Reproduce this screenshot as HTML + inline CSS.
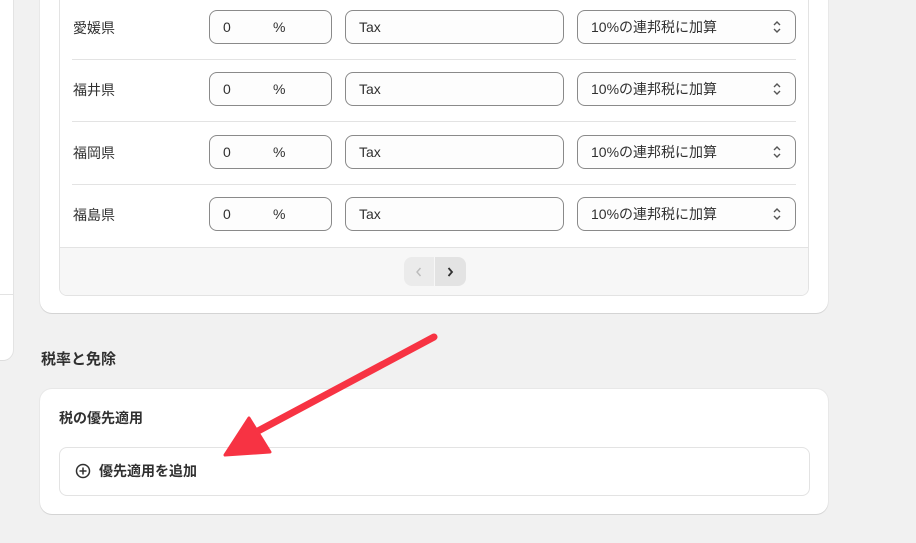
<html><head><style>
body{margin:0;width:916px;height:543px;background:#f1f1f1;font-family:"Liberation Sans","Noto Sans CJK JP",sans-serif;position:relative;overflow:hidden;color:#303030}
.a{position:absolute;box-sizing:border-box}
.in{position:absolute;box-sizing:border-box;border:1px solid #8a8a8a;border-radius:8px;background:#fdfdfd;height:34px;font-size:14px;line-height:33px;padding-left:13px;color:#303030}
.lab{position:absolute;left:73px;font-size:14px;color:#303030}
.sep{position:absolute;left:72px;width:724px;height:1px;background:#e3e3e3}
</style></head><body>
<div class="a" style="left:0;top:0;width:13px;height:360px;background:#fff;border-radius:0 0 10px 0;box-shadow:0 1px 0 #ddd,1px 0 0 #e3e3e3"></div>
<div class="a" style="left:0;top:294px;width:13px;height:1px;background:#e3e3e3"></div>
<div class="a" style="left:40px;top:-20px;width:788px;height:333px;background:#fff;border-radius:12px;box-shadow:0 1px 0 #d4d4d4,0 0 0 1px #e8e8e8"></div>
<div class="a" style="left:59px;top:-20px;width:750px;height:316px;border:1px solid #e3e3e3;border-radius:8px;overflow:hidden">
<div class="a" style="left:0;top:266px;width:750px;height:50px;background:#f7f7f7;border-top:1px solid #e3e3e3"></div>
</div>
<div class="a" style="left:404px;top:257px;width:30px;height:29px;background:#ebebeb;border-radius:8px 0 0 8px"><svg style="position:absolute;left:10px;top:9px" width="10" height="12" viewBox="0 0 10 12"><path d="M6.5 2L3 6l3.5 4" fill="none" stroke="#bbb" stroke-width="1.4"/></svg></div>
<div class="a" style="left:435px;top:257px;width:31px;height:29px;background:#e3e3e3;border-radius:0 8px 8px 0"><svg style="position:absolute;left:10px;top:9px" width="10" height="12" viewBox="0 0 10 12"><path d="M3.5 2L7 6l-3.5 4" fill="none" stroke="#303030" stroke-width="1.8"/></svg></div>
<div class="sep" style="top:59px"></div><div class="sep" style="top:121px"></div><div class="sep" style="top:184px"></div>

<div class="lab" style="top:18px">愛媛県</div>
<div class="lab" style="top:80px">福井県</div>
<div class="lab" style="top:143px">福岡県</div>
<div class="lab" style="top:205px">福島県</div>

<div class="in" style="left:209px;top:10px;width:123px">0<span style="position:absolute;left:63px">%</span></div>
<div class="in" style="left:209px;top:72px;width:123px">0<span style="position:absolute;left:63px">%</span></div>
<div class="in" style="left:209px;top:135px;width:123px">0<span style="position:absolute;left:63px">%</span></div>
<div class="in" style="left:209px;top:197px;width:123px">0<span style="position:absolute;left:63px">%</span></div>
<div class="in" style="left:345px;top:10px;width:219px">Tax</div>
<div class="in" style="left:345px;top:72px;width:219px">Tax</div>
<div class="in" style="left:345px;top:135px;width:219px">Tax</div>
<div class="in" style="left:345px;top:197px;width:219px">Tax</div>
<div class="in" style="left:577px;top:10px;width:219px">10%の連邦税に加算<svg style="position:absolute;right:13px;top:9px" width="10" height="14" viewBox="0 0 10 14"><path d="M2 5l3-3 3 3M2 9l3 3 3-3" fill="none" stroke="#555" stroke-width="1.4"/></svg></div>
<div class="in" style="left:577px;top:72px;width:219px">10%の連邦税に加算<svg style="position:absolute;right:13px;top:9px" width="10" height="14" viewBox="0 0 10 14"><path d="M2 5l3-3 3 3M2 9l3 3 3-3" fill="none" stroke="#555" stroke-width="1.4"/></svg></div>
<div class="in" style="left:577px;top:135px;width:219px">10%の連邦税に加算<svg style="position:absolute;right:13px;top:9px" width="10" height="14" viewBox="0 0 10 14"><path d="M2 5l3-3 3 3M2 9l3 3 3-3" fill="none" stroke="#555" stroke-width="1.4"/></svg></div>
<div class="in" style="left:577px;top:197px;width:219px">10%の連邦税に加算<svg style="position:absolute;right:13px;top:9px" width="10" height="14" viewBox="0 0 10 14"><path d="M2 5l3-3 3 3M2 9l3 3 3-3" fill="none" stroke="#555" stroke-width="1.4"/></svg></div>

<div class="a" style="left:41px;top:348px;font-size:15px;font-weight:bold">税率と免除</div>
<div class="a" style="left:40px;top:389px;width:788px;height:125px;background:#fff;border-radius:12px;box-shadow:0 1px 0 #d4d4d4,0 0 0 1px #e8e8e8"></div>
<div class="a" style="left:59px;top:408px;font-size:14px;font-weight:bold">税の優先適用</div>
<div class="a" style="left:59px;top:447px;width:751px;height:49px;border:1px solid #e3e3e3;border-radius:8px"></div>
<svg class="a" style="left:75px;top:463px" width="16" height="16" viewBox="0 0 16 16"><circle cx="8" cy="8" r="6.5" fill="none" stroke="#303030" stroke-width="1.5"/><path d="M8 4.5v7M4.5 8h7" stroke="#303030" stroke-width="1.5"/></svg>
<div class="a" style="left:99px;top:461px;font-size:14px;font-weight:bold">優先適用を追加</div>
<svg class="a" style="left:0;top:0" width="916" height="543"><path d="M434 337L258 431" stroke="#f73343" stroke-width="7" stroke-linecap="round"/><polygon points="225,455 249,418 270,452" fill="#f73343" stroke="#f73343" stroke-width="3" stroke-linejoin="round"/></svg>
</body></html>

WORK TO DO: Repeat the listing verbatim. Skip the pictures.

ANSWER TO THE EXERCISE:
Reproduce this screenshot as HTML + inline CSS.
<html><head><style>
body{margin:0;width:916px;height:543px;background:#f1f1f1;font-family:"Liberation Sans","Noto Sans CJK JP",sans-serif;position:relative;overflow:hidden;color:#303030}
.a{position:absolute;box-sizing:border-box}
.in{position:absolute;box-sizing:border-box;border:1px solid #8a8a8a;border-radius:8px;background:#fdfdfd;height:34px;font-size:14px;line-height:33px;padding-left:13px;color:#303030}
.lab{position:absolute;left:73px;font-size:14px;color:#303030}
.sep{position:absolute;left:72px;width:724px;height:1px;background:#e3e3e3}
</style></head><body>
<div class="a" style="left:0;top:0;width:13px;height:360px;background:#fff;border-radius:0 0 10px 0;box-shadow:0 1px 0 #ddd,1px 0 0 #e3e3e3"></div>
<div class="a" style="left:0;top:294px;width:13px;height:1px;background:#e3e3e3"></div>
<div class="a" style="left:40px;top:-20px;width:788px;height:333px;background:#fff;border-radius:12px;box-shadow:0 1px 0 #d4d4d4,0 0 0 1px #e8e8e8"></div>
<div class="a" style="left:59px;top:-20px;width:750px;height:316px;border:1px solid #e3e3e3;border-radius:8px;overflow:hidden">
<div class="a" style="left:0;top:266px;width:750px;height:50px;background:#f7f7f7;border-top:1px solid #e3e3e3"></div>
</div>
<div class="a" style="left:404px;top:257px;width:30px;height:29px;background:#ebebeb;border-radius:8px 0 0 8px"><svg style="position:absolute;left:10px;top:9px" width="10" height="12" viewBox="0 0 10 12"><path d="M6.5 2L3 6l3.5 4" fill="none" stroke="#bbb" stroke-width="1.4"/></svg></div>
<div class="a" style="left:435px;top:257px;width:31px;height:29px;background:#e3e3e3;border-radius:0 8px 8px 0"><svg style="position:absolute;left:10px;top:9px" width="10" height="12" viewBox="0 0 10 12"><path d="M3.5 2L7 6l-3.5 4" fill="none" stroke="#303030" stroke-width="1.8"/></svg></div>
<div class="sep" style="top:59px"></div><div class="sep" style="top:121px"></div><div class="sep" style="top:184px"></div>

<div class="lab" style="top:18px">愛媛県</div>
<div class="lab" style="top:80px">福井県</div>
<div class="lab" style="top:143px">福岡県</div>
<div class="lab" style="top:205px">福島県</div>

<div class="in" style="left:209px;top:10px;width:123px">0<span style="position:absolute;left:63px">%</span></div>
<div class="in" style="left:209px;top:72px;width:123px">0<span style="position:absolute;left:63px">%</span></div>
<div class="in" style="left:209px;top:135px;width:123px">0<span style="position:absolute;left:63px">%</span></div>
<div class="in" style="left:209px;top:197px;width:123px">0<span style="position:absolute;left:63px">%</span></div>
<div class="in" style="left:345px;top:10px;width:219px">Tax</div>
<div class="in" style="left:345px;top:72px;width:219px">Tax</div>
<div class="in" style="left:345px;top:135px;width:219px">Tax</div>
<div class="in" style="left:345px;top:197px;width:219px">Tax</div>
<div class="in" style="left:577px;top:10px;width:219px">10%の連邦税に加算<svg style="position:absolute;right:13px;top:9px" width="10" height="14" viewBox="0 0 10 14"><path d="M2 5l3-3 3 3M2 9l3 3 3-3" fill="none" stroke="#555" stroke-width="1.4"/></svg></div>
<div class="in" style="left:577px;top:72px;width:219px">10%の連邦税に加算<svg style="position:absolute;right:13px;top:9px" width="10" height="14" viewBox="0 0 10 14"><path d="M2 5l3-3 3 3M2 9l3 3 3-3" fill="none" stroke="#555" stroke-width="1.4"/></svg></div>
<div class="in" style="left:577px;top:135px;width:219px">10%の連邦税に加算<svg style="position:absolute;right:13px;top:9px" width="10" height="14" viewBox="0 0 10 14"><path d="M2 5l3-3 3 3M2 9l3 3 3-3" fill="none" stroke="#555" stroke-width="1.4"/></svg></div>
<div class="in" style="left:577px;top:197px;width:219px">10%の連邦税に加算<svg style="position:absolute;right:13px;top:9px" width="10" height="14" viewBox="0 0 10 14"><path d="M2 5l3-3 3 3M2 9l3 3 3-3" fill="none" stroke="#555" stroke-width="1.4"/></svg></div>

<div class="a" style="left:41px;top:348px;font-size:15px;font-weight:bold">税率と免除</div>
<div class="a" style="left:40px;top:389px;width:788px;height:125px;background:#fff;border-radius:12px;box-shadow:0 1px 0 #d4d4d4,0 0 0 1px #e8e8e8"></div>
<div class="a" style="left:59px;top:408px;font-size:14px;font-weight:bold">税の優先適用</div>
<div class="a" style="left:59px;top:447px;width:751px;height:49px;border:1px solid #e3e3e3;border-radius:8px"></div>
<svg class="a" style="left:75px;top:463px" width="16" height="16" viewBox="0 0 16 16"><circle cx="8" cy="8" r="6.5" fill="none" stroke="#303030" stroke-width="1.5"/><path d="M8 4.5v7M4.5 8h7" stroke="#303030" stroke-width="1.5"/></svg>
<div class="a" style="left:99px;top:461px;font-size:14px;font-weight:bold">優先適用を追加</div>
<svg class="a" style="left:0;top:0" width="916" height="543"><path d="M434 337L258 431" stroke="#f73343" stroke-width="7" stroke-linecap="round"/><polygon points="225,455 249,418 270,452" fill="#f73343" stroke="#f73343" stroke-width="3" stroke-linejoin="round"/></svg>
</body></html>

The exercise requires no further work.